MERCURIO, di Amélie Nothomb
“Quando si ama davvero qualcuno,non ci si può impedire di fargli del male,anche e soprattutto se si vuole la sua felicità”
In “Mercurio” (Ed. Voland 2002) Amélie Nothomb investiga ancora una volta sulla natura della bellezza che può, se eccessiva, confondersi addirittura con la bruttezza. Possederla, trarne profitto, mantenerla, proteggerla e consolidarla è molto difficile e angosciante perché può spingere chi la possiede nei vicoli oscuri dei sentimenti fino a perdersi.
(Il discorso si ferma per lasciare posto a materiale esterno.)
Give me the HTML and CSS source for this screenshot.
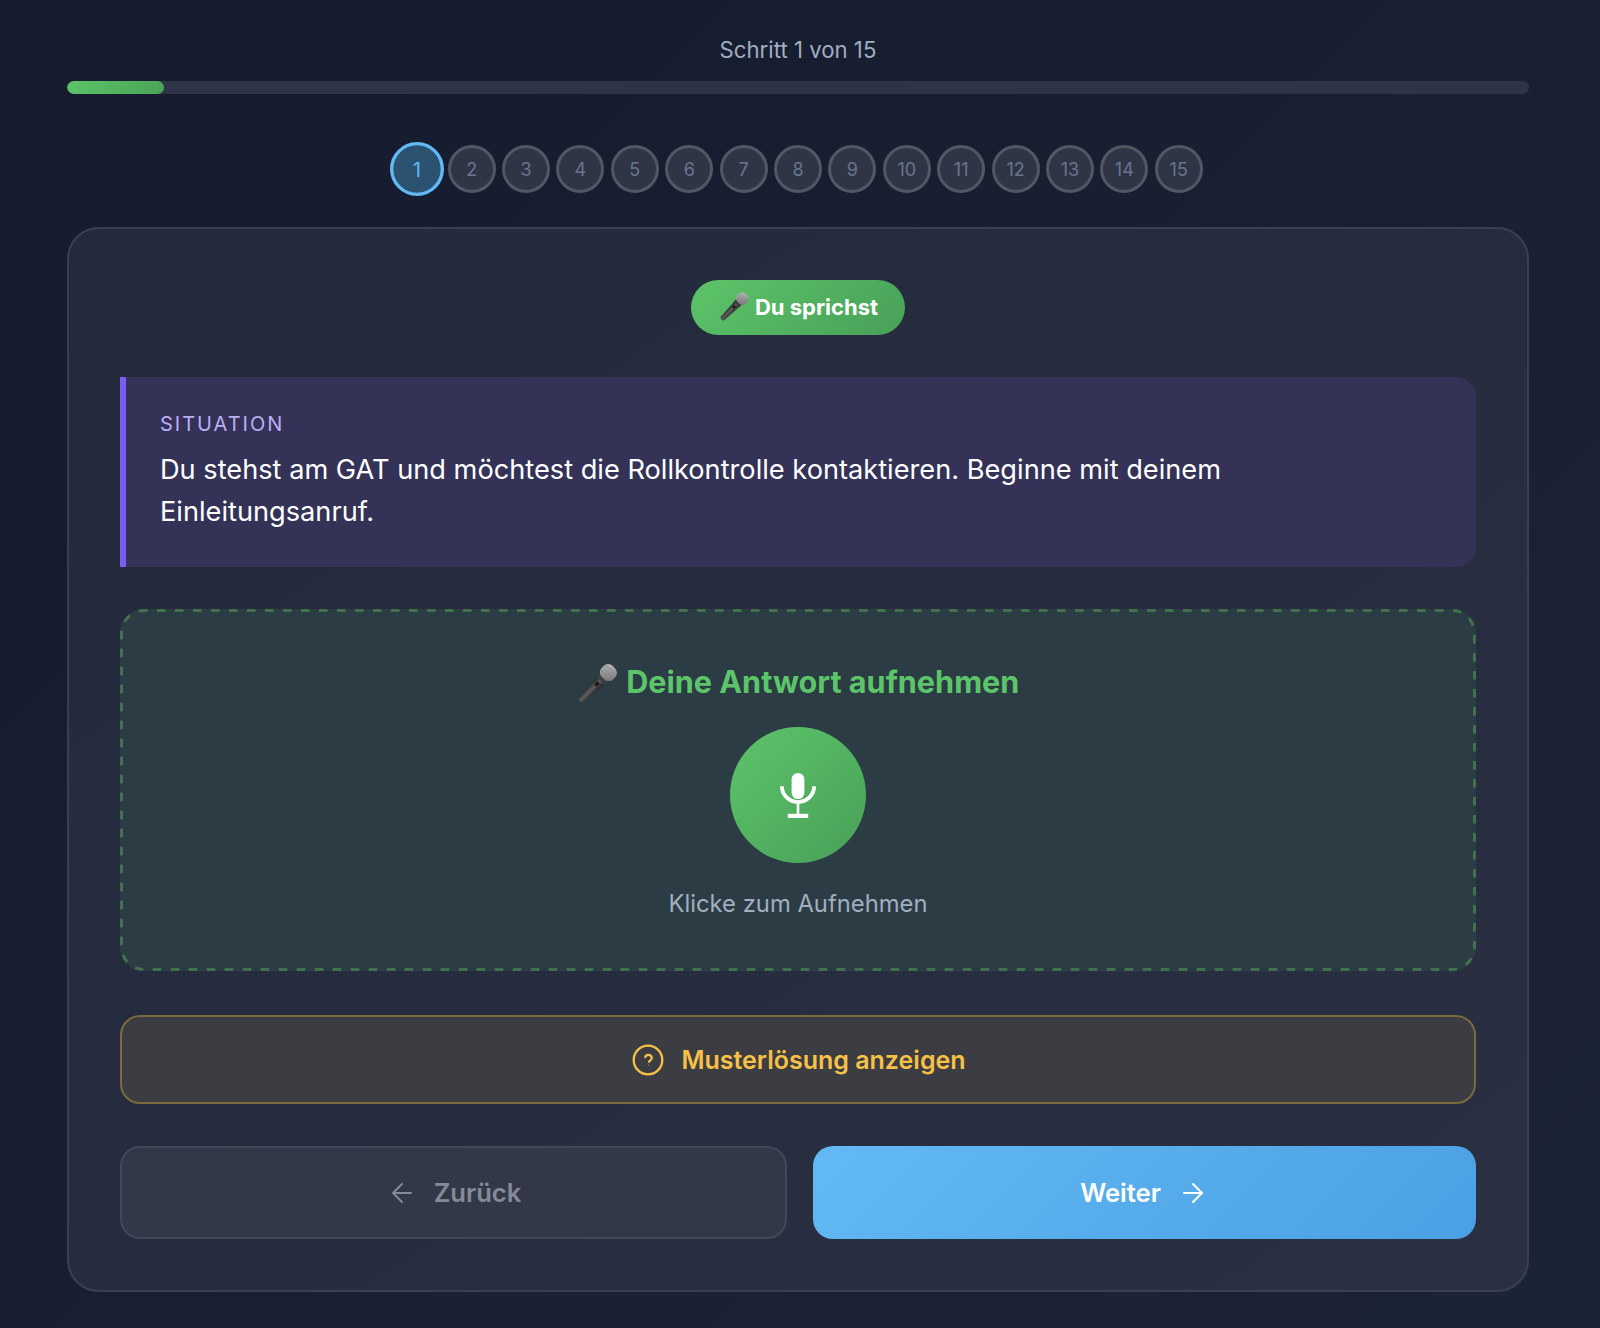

Nella bruttezza invece, “non ci sono sfide da raccogliere, basta abbandonarsi alla propria sfortuna….è così confortevole”.
1923. All’interno di un castello arroccato su un’isola battuta dal vento e travolta dalle onde del mare, il settantasettenne Capitano Homer Loncours tiene segregata da cinque anni la ventitreenne Hazel. La ragazza, rimasta orfana a causa di un bombardamento dove ha perso l’intera famiglia, è rimasta sfigurata in un terribile incendio. Il Capitano l’ha salvata e portata nella sua isola e per proteggerla dal suo aspetto ha bandito tutti gli specchi e ogni superficie riflettente. La giovane è infelice e depressa, soffre di solitudine ed è fatta oggetto di ogni premura ma anche di attenzioni sessuali da parte del vecchio benefattore, attenzioni che lei accetta per gratitudine anche se con disgusto.
L’infermiera trentenne Françoise Chavaigne è stata assunta per prestarle assistenza e ogni giorno si reca al castello per curarla. Tra le due si instaura una grande amicizia e tutto cambia perché Hazel, attraverso l’amica, si accorge che il suo candore e la sua purezza sono troppo preziosi per l’amore inadeguato ed egoistico del vecchio Capitano. Insieme al mercurio che Françoise, da buona infermiera ma da “cattiva” chimica raccoglie inutilmente, sottraendolo piano piano dai termometri rotti appositamente, per ricomporlo in una superficie riflettente che possa rivelare alla giovane il suo vero aspetto, si affaccia il messaggio di salvezza che come il Mercurio mitologico la donna vorrebbe portare alla ragazza. E c’è un’altra donna che come Hazel ha subito la stessa sorte in passato… Ma cosa c’è dietro questo amore estremo e innaturale? Quanta torbidità? Quanti segreti? Qual è il vero sentimento che alberga nell’animo della ragazza? Quali le contraddizioni fra le quali combatte? Dove può arrivare l’amore malato di un uomo?
Una favola immersa in un’atmosfera oscura e allucinata, irreale ma non troppo, dove un inquietante e ambiguo rapporto amoroso, suspense, mistero, follia, immensa solitudine, rabbia, compassione, rimorsi, con una prosa sempre elegante e dallo stile inconfondibile, sono portati alla luce dai dialoghi che sono la forza di tutto il romanzo, insieme all’amore per la Letteratura come ancora di salvezza e a quel tipo di sentimento sadico e depravato che vuole imporsi con ogni mezzo per salvare l’altro ad ogni costo.
Due i finali da poter scegliere. L’autrice stessa ci confessa che, dopo aver scritto il primo finale, non ha potuto fare a meno di scriverne un secondo. Sarà il lettore a scegliere quello che più gli aggrada tra i due: uno decisamente roseo e ottimista, l’altro molto più diabolico e perverso. Inutile dire che ho preferito il secondo. A voi la scelta.